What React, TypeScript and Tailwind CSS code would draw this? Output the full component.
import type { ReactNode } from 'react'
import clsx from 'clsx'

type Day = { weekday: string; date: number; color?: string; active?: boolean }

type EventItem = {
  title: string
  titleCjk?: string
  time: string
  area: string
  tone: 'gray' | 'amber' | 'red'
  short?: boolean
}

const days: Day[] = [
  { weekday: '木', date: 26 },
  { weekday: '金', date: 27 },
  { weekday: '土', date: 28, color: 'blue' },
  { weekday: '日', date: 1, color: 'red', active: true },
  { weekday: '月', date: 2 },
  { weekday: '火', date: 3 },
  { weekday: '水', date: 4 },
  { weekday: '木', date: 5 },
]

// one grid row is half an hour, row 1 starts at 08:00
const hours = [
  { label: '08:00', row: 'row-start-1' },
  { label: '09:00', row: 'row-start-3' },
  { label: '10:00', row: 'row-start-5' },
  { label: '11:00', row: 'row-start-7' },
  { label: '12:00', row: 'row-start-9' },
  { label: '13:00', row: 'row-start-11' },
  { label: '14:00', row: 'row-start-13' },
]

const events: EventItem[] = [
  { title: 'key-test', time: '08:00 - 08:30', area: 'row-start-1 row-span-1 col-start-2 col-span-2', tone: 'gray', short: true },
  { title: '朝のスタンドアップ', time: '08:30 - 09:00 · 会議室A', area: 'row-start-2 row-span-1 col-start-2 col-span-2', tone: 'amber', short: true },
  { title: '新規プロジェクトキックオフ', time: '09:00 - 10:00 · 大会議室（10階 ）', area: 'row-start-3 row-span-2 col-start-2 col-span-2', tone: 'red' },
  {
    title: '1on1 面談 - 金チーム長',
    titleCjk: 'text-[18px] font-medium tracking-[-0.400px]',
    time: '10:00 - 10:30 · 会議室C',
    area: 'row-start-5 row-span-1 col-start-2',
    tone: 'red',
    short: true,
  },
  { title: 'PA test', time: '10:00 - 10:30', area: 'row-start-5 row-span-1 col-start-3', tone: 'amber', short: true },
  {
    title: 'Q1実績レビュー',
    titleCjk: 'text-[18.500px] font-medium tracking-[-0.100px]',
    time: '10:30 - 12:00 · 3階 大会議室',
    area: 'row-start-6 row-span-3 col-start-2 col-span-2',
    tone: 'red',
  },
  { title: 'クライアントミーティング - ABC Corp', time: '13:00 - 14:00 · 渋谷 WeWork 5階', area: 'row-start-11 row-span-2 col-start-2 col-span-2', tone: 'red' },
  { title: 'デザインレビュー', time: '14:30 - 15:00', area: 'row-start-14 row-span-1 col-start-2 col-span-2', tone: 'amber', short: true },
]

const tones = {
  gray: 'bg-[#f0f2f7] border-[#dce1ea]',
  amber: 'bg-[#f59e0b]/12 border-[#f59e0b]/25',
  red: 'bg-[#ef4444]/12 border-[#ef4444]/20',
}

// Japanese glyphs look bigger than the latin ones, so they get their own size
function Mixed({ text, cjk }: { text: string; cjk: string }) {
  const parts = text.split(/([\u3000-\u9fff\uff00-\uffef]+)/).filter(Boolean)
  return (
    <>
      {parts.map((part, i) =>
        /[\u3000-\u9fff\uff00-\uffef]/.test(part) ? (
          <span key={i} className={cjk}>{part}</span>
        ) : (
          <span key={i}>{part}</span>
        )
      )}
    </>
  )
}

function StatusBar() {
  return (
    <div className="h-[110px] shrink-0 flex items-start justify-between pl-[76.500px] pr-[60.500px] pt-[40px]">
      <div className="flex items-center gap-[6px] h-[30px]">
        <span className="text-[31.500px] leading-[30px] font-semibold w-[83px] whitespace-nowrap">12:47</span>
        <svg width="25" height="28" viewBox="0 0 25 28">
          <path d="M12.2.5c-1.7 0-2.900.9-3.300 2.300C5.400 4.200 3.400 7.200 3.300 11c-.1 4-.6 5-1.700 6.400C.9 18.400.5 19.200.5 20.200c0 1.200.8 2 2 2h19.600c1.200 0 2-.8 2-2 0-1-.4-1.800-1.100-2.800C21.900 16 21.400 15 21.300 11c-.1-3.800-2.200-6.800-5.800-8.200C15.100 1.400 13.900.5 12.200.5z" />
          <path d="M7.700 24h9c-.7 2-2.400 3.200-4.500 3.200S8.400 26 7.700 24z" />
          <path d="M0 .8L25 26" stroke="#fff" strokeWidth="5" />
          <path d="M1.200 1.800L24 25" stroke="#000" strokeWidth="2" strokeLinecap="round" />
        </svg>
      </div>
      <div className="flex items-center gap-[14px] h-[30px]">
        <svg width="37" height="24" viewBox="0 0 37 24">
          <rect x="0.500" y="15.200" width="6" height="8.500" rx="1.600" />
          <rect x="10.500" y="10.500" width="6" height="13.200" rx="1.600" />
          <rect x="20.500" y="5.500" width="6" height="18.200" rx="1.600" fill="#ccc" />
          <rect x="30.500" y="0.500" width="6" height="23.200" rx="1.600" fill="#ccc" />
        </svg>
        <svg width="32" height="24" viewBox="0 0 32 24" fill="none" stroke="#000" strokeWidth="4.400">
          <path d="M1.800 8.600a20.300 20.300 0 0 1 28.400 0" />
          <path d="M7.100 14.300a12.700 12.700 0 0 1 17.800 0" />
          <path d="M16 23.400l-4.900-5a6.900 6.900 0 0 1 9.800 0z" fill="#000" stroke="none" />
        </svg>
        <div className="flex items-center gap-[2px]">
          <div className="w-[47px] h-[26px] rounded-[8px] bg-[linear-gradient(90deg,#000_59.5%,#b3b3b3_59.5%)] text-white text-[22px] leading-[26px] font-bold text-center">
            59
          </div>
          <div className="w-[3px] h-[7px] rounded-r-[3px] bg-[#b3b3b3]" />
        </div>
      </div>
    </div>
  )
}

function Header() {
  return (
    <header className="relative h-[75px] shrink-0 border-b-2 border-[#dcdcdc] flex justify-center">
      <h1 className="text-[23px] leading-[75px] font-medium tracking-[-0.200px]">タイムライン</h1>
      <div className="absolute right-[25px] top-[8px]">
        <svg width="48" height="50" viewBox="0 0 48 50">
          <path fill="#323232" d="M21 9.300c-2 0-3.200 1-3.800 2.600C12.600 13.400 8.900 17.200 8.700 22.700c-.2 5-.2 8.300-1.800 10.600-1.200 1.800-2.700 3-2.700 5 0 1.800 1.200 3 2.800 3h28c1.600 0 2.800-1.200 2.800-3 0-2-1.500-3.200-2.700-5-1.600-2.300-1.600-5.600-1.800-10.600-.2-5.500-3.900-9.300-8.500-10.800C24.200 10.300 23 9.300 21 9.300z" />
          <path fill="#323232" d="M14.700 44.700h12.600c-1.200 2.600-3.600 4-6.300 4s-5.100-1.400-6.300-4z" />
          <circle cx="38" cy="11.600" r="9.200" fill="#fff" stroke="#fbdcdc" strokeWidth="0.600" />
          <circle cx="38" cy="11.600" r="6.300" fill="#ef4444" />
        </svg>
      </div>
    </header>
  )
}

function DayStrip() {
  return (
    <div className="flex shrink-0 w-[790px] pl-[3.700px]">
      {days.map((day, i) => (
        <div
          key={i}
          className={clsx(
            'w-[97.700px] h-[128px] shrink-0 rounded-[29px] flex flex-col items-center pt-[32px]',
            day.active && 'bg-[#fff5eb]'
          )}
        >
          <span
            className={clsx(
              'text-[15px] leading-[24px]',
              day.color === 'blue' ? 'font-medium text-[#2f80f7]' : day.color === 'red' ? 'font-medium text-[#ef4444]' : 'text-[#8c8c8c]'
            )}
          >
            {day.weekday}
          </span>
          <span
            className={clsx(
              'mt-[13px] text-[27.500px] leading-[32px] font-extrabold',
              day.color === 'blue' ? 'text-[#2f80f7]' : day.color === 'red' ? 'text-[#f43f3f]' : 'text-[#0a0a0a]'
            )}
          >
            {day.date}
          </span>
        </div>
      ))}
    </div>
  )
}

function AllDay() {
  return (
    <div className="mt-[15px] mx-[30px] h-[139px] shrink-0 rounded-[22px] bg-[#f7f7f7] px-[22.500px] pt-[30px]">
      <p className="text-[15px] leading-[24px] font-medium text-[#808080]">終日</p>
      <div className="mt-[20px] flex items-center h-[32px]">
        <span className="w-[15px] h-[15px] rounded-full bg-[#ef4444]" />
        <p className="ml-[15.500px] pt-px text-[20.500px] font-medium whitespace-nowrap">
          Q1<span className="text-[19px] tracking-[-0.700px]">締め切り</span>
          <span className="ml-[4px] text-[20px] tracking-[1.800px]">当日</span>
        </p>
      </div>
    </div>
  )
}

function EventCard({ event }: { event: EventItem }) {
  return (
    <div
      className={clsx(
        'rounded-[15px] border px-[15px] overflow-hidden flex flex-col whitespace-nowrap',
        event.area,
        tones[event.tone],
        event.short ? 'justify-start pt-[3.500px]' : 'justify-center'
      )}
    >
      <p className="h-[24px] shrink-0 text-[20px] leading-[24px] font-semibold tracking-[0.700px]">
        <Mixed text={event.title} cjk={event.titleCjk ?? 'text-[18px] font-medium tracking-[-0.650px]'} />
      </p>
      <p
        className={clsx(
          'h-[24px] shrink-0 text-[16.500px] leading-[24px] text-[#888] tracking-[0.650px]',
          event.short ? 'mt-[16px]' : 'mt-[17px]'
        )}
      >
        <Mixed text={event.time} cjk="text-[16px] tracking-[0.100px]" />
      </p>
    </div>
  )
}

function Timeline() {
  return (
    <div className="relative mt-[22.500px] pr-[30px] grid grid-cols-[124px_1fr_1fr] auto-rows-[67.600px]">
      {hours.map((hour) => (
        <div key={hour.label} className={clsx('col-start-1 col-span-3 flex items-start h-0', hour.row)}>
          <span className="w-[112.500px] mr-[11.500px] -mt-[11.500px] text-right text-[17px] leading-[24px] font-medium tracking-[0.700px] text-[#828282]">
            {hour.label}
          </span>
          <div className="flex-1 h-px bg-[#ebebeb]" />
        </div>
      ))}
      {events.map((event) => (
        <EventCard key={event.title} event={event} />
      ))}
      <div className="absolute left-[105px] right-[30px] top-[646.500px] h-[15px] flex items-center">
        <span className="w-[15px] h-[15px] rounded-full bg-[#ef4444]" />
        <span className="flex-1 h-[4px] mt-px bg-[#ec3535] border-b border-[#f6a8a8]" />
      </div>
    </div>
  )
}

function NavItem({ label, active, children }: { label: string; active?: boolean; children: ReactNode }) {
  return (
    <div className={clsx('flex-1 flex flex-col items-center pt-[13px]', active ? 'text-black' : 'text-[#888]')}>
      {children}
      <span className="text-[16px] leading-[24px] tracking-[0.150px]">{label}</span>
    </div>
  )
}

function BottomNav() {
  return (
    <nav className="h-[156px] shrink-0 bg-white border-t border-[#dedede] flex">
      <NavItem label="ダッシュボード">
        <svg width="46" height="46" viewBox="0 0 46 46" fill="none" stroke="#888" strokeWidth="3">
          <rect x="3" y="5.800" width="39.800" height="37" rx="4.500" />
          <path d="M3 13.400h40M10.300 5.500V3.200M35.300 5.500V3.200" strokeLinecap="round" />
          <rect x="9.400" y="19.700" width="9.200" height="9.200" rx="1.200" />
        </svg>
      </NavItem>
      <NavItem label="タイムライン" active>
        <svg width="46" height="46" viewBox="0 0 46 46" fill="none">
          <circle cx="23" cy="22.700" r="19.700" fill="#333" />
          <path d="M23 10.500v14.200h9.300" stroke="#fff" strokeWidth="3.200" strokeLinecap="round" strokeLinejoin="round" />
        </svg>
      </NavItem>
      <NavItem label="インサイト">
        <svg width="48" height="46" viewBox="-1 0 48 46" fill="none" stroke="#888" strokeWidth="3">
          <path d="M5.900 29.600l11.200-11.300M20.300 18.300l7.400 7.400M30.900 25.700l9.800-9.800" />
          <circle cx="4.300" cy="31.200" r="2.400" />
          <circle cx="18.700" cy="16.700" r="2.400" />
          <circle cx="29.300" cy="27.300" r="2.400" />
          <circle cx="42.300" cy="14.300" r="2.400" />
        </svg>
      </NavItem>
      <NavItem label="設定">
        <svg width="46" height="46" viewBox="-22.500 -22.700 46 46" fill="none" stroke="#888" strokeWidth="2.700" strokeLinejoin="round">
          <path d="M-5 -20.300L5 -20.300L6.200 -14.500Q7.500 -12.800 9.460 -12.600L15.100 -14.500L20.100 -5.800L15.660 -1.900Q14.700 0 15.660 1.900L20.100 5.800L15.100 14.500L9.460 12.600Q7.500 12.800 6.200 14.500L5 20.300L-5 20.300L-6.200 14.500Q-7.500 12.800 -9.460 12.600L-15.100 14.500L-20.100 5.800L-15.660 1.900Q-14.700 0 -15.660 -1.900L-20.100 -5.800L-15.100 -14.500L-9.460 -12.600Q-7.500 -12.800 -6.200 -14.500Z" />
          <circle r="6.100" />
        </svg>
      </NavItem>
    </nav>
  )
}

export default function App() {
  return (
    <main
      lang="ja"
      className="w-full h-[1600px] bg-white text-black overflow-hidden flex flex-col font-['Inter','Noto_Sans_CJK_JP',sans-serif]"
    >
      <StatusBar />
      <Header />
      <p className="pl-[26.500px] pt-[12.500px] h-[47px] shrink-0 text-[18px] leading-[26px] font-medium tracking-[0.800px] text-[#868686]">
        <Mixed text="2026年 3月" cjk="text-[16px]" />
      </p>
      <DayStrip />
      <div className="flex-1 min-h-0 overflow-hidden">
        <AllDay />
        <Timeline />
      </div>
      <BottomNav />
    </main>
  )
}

+---+

▶ **Goal**:
Count all lines of the data that include "full". The answer is the number alone.

▶ **Answer to the problem**:
4